> _To be done_
Without the pictures, repeat the listing character for character.
--- --- ---
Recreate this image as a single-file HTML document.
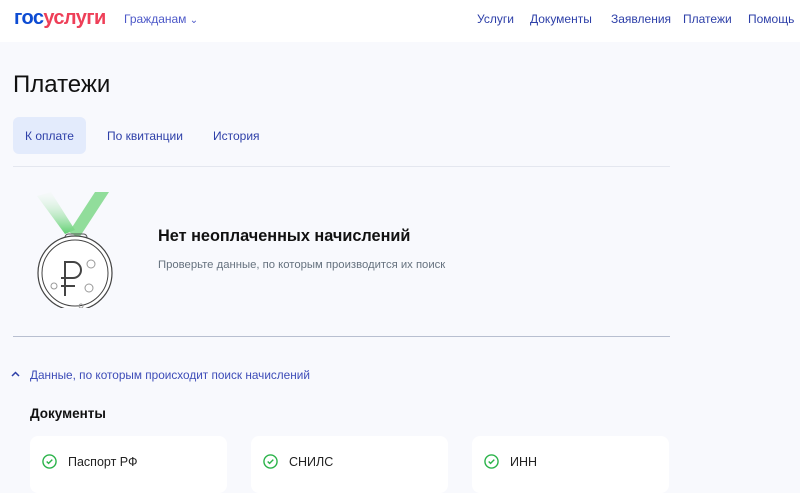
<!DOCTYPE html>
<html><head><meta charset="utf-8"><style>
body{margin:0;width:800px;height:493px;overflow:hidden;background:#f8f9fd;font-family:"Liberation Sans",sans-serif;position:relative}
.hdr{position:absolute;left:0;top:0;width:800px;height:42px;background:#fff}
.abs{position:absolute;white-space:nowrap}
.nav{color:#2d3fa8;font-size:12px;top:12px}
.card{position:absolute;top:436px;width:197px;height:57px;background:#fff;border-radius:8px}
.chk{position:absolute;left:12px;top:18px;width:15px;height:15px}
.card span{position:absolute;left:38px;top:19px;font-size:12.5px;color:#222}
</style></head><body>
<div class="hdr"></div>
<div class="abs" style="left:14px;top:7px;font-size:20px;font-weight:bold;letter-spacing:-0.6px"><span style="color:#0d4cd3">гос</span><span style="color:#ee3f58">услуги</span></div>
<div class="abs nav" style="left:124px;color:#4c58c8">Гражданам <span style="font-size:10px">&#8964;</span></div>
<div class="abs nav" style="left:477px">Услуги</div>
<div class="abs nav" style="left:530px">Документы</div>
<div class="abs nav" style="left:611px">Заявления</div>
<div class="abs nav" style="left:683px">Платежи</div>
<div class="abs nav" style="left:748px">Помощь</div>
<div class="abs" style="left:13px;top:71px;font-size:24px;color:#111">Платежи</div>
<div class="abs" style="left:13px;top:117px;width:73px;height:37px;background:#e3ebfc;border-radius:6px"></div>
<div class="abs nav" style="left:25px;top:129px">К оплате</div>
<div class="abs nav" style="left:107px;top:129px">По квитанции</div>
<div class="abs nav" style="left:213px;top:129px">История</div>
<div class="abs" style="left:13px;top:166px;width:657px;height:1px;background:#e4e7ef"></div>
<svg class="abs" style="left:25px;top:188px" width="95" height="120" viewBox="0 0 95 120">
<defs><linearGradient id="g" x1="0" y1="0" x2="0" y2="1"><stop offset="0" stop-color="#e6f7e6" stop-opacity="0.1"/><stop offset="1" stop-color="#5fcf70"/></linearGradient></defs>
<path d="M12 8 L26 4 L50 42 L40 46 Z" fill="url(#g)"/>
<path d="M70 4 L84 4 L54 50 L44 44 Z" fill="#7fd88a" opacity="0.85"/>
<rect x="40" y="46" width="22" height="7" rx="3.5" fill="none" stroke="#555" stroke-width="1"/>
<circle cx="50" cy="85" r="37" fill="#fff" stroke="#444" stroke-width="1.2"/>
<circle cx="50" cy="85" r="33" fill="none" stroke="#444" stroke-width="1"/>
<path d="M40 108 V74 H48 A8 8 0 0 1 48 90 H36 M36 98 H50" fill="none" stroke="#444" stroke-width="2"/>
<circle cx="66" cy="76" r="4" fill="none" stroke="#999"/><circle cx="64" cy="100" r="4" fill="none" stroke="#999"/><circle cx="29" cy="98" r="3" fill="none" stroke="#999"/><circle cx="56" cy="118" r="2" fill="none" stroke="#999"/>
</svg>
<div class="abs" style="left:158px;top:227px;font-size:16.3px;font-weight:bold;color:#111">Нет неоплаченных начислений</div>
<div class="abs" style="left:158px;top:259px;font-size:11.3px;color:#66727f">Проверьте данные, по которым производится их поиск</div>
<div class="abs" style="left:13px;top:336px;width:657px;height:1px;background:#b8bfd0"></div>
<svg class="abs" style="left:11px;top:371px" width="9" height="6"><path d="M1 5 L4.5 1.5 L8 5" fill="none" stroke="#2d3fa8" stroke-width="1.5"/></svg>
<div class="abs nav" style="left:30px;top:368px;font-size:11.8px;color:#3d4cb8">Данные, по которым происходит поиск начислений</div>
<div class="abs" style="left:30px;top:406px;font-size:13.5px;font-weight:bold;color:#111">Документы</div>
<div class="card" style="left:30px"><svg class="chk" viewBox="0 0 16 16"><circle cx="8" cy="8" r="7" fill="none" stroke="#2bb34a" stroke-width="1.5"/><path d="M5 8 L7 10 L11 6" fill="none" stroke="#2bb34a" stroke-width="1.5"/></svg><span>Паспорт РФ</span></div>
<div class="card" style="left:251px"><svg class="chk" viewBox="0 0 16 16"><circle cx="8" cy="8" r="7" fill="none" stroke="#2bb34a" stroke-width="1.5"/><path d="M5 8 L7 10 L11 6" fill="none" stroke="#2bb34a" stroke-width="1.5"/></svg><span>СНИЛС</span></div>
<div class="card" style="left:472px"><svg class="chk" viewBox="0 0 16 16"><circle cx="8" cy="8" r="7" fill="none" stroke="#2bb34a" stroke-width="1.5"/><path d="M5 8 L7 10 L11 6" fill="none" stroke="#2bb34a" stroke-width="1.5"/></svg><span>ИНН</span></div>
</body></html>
--- --- ---
> _Output below_
Recreate this image as a single-file HTML document.
<!DOCTYPE html>
<html><head><meta charset="utf-8"><style>
body{margin:0;width:800px;height:493px;overflow:hidden;background:#f8f9fd;font-family:"Liberation Sans",sans-serif;position:relative}
.hdr{position:absolute;left:0;top:0;width:800px;height:42px;background:#fff}
.abs{position:absolute;white-space:nowrap}
.nav{color:#2d3fa8;font-size:12px;top:12px}
.card{position:absolute;top:436px;width:197px;height:57px;background:#fff;border-radius:8px}
.chk{position:absolute;left:12px;top:18px;width:15px;height:15px}
.card span{position:absolute;left:38px;top:19px;font-size:12.5px;color:#222}
</style></head><body>
<div class="hdr"></div>
<div class="abs" style="left:14px;top:7px;font-size:20px;font-weight:bold;letter-spacing:-0.6px"><span style="color:#0d4cd3">гос</span><span style="color:#ee3f58">услуги</span></div>
<div class="abs nav" style="left:124px;color:#4c58c8">Гражданам <span style="font-size:10px">&#8964;</span></div>
<div class="abs nav" style="left:477px">Услуги</div>
<div class="abs nav" style="left:530px">Документы</div>
<div class="abs nav" style="left:611px">Заявления</div>
<div class="abs nav" style="left:683px">Платежи</div>
<div class="abs nav" style="left:748px">Помощь</div>
<div class="abs" style="left:13px;top:71px;font-size:24px;color:#111">Платежи</div>
<div class="abs" style="left:13px;top:117px;width:73px;height:37px;background:#e3ebfc;border-radius:6px"></div>
<div class="abs nav" style="left:25px;top:129px">К оплате</div>
<div class="abs nav" style="left:107px;top:129px">По квитанции</div>
<div class="abs nav" style="left:213px;top:129px">История</div>
<div class="abs" style="left:13px;top:166px;width:657px;height:1px;background:#e4e7ef"></div>
<svg class="abs" style="left:25px;top:188px" width="95" height="120" viewBox="0 0 95 120">
<defs><linearGradient id="g" x1="0" y1="0" x2="0" y2="1"><stop offset="0" stop-color="#e6f7e6" stop-opacity="0.1"/><stop offset="1" stop-color="#5fcf70"/></linearGradient></defs>
<path d="M12 8 L26 4 L50 42 L40 46 Z" fill="url(#g)"/>
<path d="M70 4 L84 4 L54 50 L44 44 Z" fill="#7fd88a" opacity="0.85"/>
<rect x="40" y="46" width="22" height="7" rx="3.5" fill="none" stroke="#555" stroke-width="1"/>
<circle cx="50" cy="85" r="37" fill="#fff" stroke="#444" stroke-width="1.2"/>
<circle cx="50" cy="85" r="33" fill="none" stroke="#444" stroke-width="1"/>
<path d="M40 108 V74 H48 A8 8 0 0 1 48 90 H36 M36 98 H50" fill="none" stroke="#444" stroke-width="2"/>
<circle cx="66" cy="76" r="4" fill="none" stroke="#999"/><circle cx="64" cy="100" r="4" fill="none" stroke="#999"/><circle cx="29" cy="98" r="3" fill="none" stroke="#999"/><circle cx="56" cy="118" r="2" fill="none" stroke="#999"/>
</svg>
<div class="abs" style="left:158px;top:227px;font-size:16.3px;font-weight:bold;color:#111">Нет неоплаченных начислений</div>
<div class="abs" style="left:158px;top:259px;font-size:11.3px;color:#66727f">Проверьте данные, по которым производится их поиск</div>
<div class="abs" style="left:13px;top:336px;width:657px;height:1px;background:#b8bfd0"></div>
<svg class="abs" style="left:11px;top:371px" width="9" height="6"><path d="M1 5 L4.5 1.5 L8 5" fill="none" stroke="#2d3fa8" stroke-width="1.5"/></svg>
<div class="abs nav" style="left:30px;top:368px;font-size:11.8px;color:#3d4cb8">Данные, по которым происходит поиск начислений</div>
<div class="abs" style="left:30px;top:406px;font-size:13.5px;font-weight:bold;color:#111">Документы</div>
<div class="card" style="left:30px"><svg class="chk" viewBox="0 0 16 16"><circle cx="8" cy="8" r="7" fill="none" stroke="#2bb34a" stroke-width="1.5"/><path d="M5 8 L7 10 L11 6" fill="none" stroke="#2bb34a" stroke-width="1.5"/></svg><span>Паспорт РФ</span></div>
<div class="card" style="left:251px"><svg class="chk" viewBox="0 0 16 16"><circle cx="8" cy="8" r="7" fill="none" stroke="#2bb34a" stroke-width="1.5"/><path d="M5 8 L7 10 L11 6" fill="none" stroke="#2bb34a" stroke-width="1.5"/></svg><span>СНИЛС</span></div>
<div class="card" style="left:472px"><svg class="chk" viewBox="0 0 16 16"><circle cx="8" cy="8" r="7" fill="none" stroke="#2bb34a" stroke-width="1.5"/><path d="M5 8 L7 10 L11 6" fill="none" stroke="#2bb34a" stroke-width="1.5"/></svg><span>ИНН</span></div>
</body></html>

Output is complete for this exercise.